またマスク氏本人が「人類は1969年に月へ行き、最後の月面着陸は1972年だった。しかし半世紀たった今、月には戻れていない」と語る場面からは、技術が進化した今、なぜできない?という疑問を視聴者に生ませるのも巧みです。さらに「宇宙飛行士になるにはロシア語が必要」というNASA関係者が語る言葉を拾って、アメリカの国家事業の限界を煽っています。そして、2011年のスペースシャトル以来、アメリカの有人宇宙船の打ち上げは停滞し、NASAの計画は終了してしまうも、イーロン・マスクという救世主の登場によって官民が手を組む美談として語られています。

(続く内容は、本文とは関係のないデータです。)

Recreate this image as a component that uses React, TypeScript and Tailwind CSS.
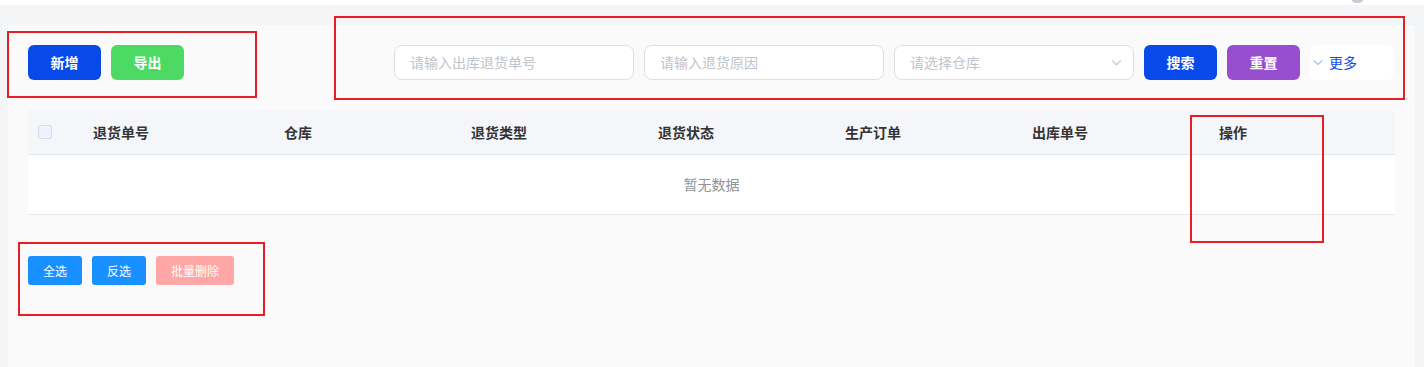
const columns = [
  { label: '退货单号', width: 'w-[191px]' },
  { label: '仓库', width: 'w-[187px]' },
  { label: '退货类型', width: 'w-[187px]' },
  { label: '退货状态', width: 'w-[187px]' },
  { label: '生产订单', width: 'w-[187px]' },
  { label: '出库单号', width: 'w-[187px]' },
  { label: '操作', width: 'flex-1' },
];

function Chevron({ className }: { className?: string }) {
  return (
    <svg viewBox="0 0 12 8" className={className} fill="none" stroke="currentColor" strokeWidth="1.2">
      <path d="M1 1.5l5 5 5-5" />
    </svg>
  );
}

function Mark({ className }: { className: string }) {
  return <div className={`absolute border-2 border-[#ea1c24] pointer-events-none ${className}`} />;
}

export default function App() {
  return (
    <div
      className="relative w-[1424px] h-[367px] overflow-hidden bg-[#f4f5f7] text-[#303133]"
      style={{ fontFamily: '"Noto Sans CJK SC", "Noto Sans", sans-serif' }}
    >
      <div className="h-[5px] bg-white overflow-hidden">
        <div className="ml-[1351px] -mt-[8px] w-[13px] h-[11px] rounded-full bg-[#c9cbcf]" />
      </div>

      <div className="pt-[20px] pl-[8px] pr-[9px]">
        <div className="h-[342px] bg-[#fafafa] px-[20px] pt-[20px]">
          {/* toolbar */}
          <div className="flex items-center justify-between">
            <div className="flex gap-[10px]">
              <button className="w-[73px] h-[35px] rounded-[6px] bg-[#0849ea] text-white text-[14px] font-bold">
                新增
              </button>
              <button className="w-[73px] h-[35px] rounded-[6px] bg-[#4cd964] text-white text-[14px] font-bold">
                导出
              </button>
            </div>
            <div className="flex items-center gap-[10px] pr-px">
              <div className="w-[240px] h-[35px] rounded-[8px] border border-[#dcdfe6] bg-white flex items-center px-[15px] text-[14px] text-[#c0c4cc]">
                请输入出库退货单号
              </div>
              <div className="w-[240px] h-[35px] rounded-[8px] border border-[#dcdfe6] bg-white flex items-center px-[15px] text-[14px] text-[#c0c4cc]">
                请输入退货原因
              </div>
              <div className="w-[240px] h-[35px] rounded-[8px] border border-[#dcdfe6] bg-white flex items-center justify-between pl-[15px] pr-[11px] text-[14px] text-[#c0c4cc]">
                <span>请选择仓库</span>
                <Chevron className="w-[11px] h-[7px] text-[#c0c4cc]" />
              </div>
              <button className="w-[73px] h-[35px] rounded-[6px] bg-[#0849ea] text-white text-[14px] font-bold">
                搜索
              </button>
              <button className="w-[73px] h-[35px] rounded-[6px] bg-[#974fcf] text-white text-[14px] font-bold">
                重置
              </button>
              <div className="w-[84px] h-[35px] rounded-[8px] bg-white flex items-center pl-[3px] gap-[6px] text-[14px] text-[#0b4de8]">
                <Chevron className="w-[10px] h-[7px] text-[#5d8ef0]" />
                <span>更多</span>
              </div>
            </div>
          </div>

          {/* table */}
          <div className="mt-[30px]">
            <div className="flex h-[45px] items-center bg-[#f5f6fa] border-b border-[#e2e7ee] text-[14px] font-bold text-[#333]">
              <div className="w-[55px] pl-[10px] flex items-center">
                <div className="w-[14px] h-[14px] rounded-[2px] border border-[#d8dce5] bg-[#edf2fd]" />
              </div>
              {columns.map((c) => (
                <div key={c.label} className={`${c.width} pl-[10px]`}>
                  {c.label}
                </div>
              ))}
            </div>
            <div className="h-[60px] bg-white border-b border-[#e4e9f0] flex items-center justify-center text-[14px] text-[#909399]">
              暂无数据
            </div>
          </div>

          {/* batch actions */}
          <div className="mt-[41px] flex gap-[10px]">
            <button className="w-[54px] h-[29px] rounded-[3px] bg-[#1890ff] text-white text-[12px]">全选</button>
            <button className="w-[54px] h-[29px] rounded-[3px] bg-[#1890ff] text-white text-[12px]">反选</button>
            <button className="w-[78px] h-[29px] rounded-[3px] bg-[#ffa6a6] text-white text-[12px]">批量删除</button>
          </div>
        </div>
      </div>

      <Mark className="left-[7px] top-[31px] w-[250px] h-[67px]" />
      <Mark className="left-[334px] top-[16px] w-[1071px] h-[84px]" />
      <Mark className="left-[1190px] top-[115px] w-[134px] h-[128px]" />
      <Mark className="left-[18px] top-[242px] w-[247px] h-[74px]" />
    </div>
  );
}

実際に未開拓市場と言われていた宇宙ビジネスを一気に広げ、2020年に世界初の民間宇宙飛行を成功させたことの彼の影響力は大きいのかもしれません。その後について、本作では扱われていませんが、ZOZO創業者の前澤友作氏ら次々と民間人の宇宙旅行が実現している事実からも想像しやすいものです。
「打ち上げ費用は10分の1になった」
そんななか、数字で示したNASA元副長官のローリー・ガーバー氏のコメントは理解しやすいものでした。それは、NASAが1961年に掲げた「アポロ計画」以降、有人宇宙飛行に投じた費用は約3500億ドルに対して、宇宙に送ったアメリカの飛行士は約350人であることを指摘したもの。つまり、「1人1億ドルを掛けた費用」に注目した点です。

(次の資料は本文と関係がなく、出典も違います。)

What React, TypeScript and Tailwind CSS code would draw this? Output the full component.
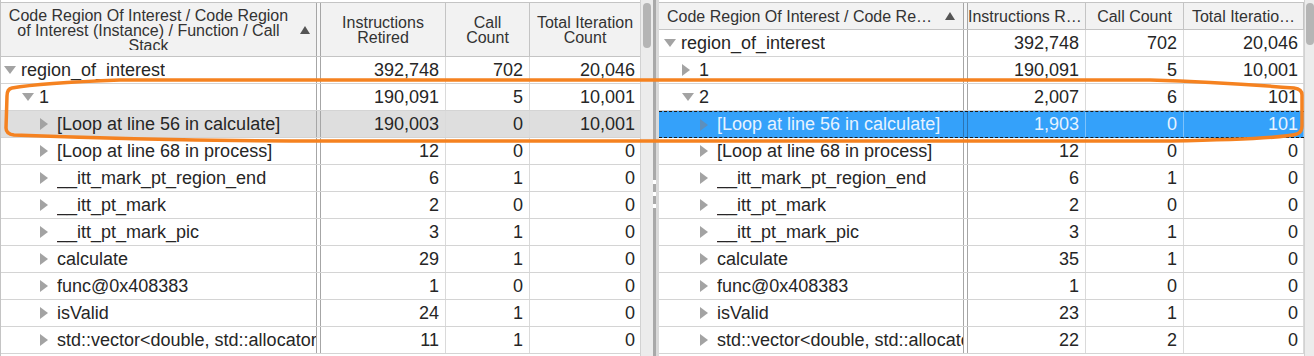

「イーロンとスペースXは業界を一変させた。すべてが再使用可能なロケットを実現したことによって、打ち上げ費用は10分の1になった」とガーバー氏は説明したうえで、「私は宇宙商業化の新時代を受け入れる」と前向きに語った言葉は説得力を感じます。
その副産物として、火災放射器を500ドルで売るマスク氏の発想は凡人には理解しにくいものではありますが、宇宙映画のような世界を夢見る気持ちはわからなくはありません。スタンリー・キューブリック監督の『2001年宇宙の旅』など、人それぞれが思い描く宇宙空間が現実化しつつあることを期待させてくれます。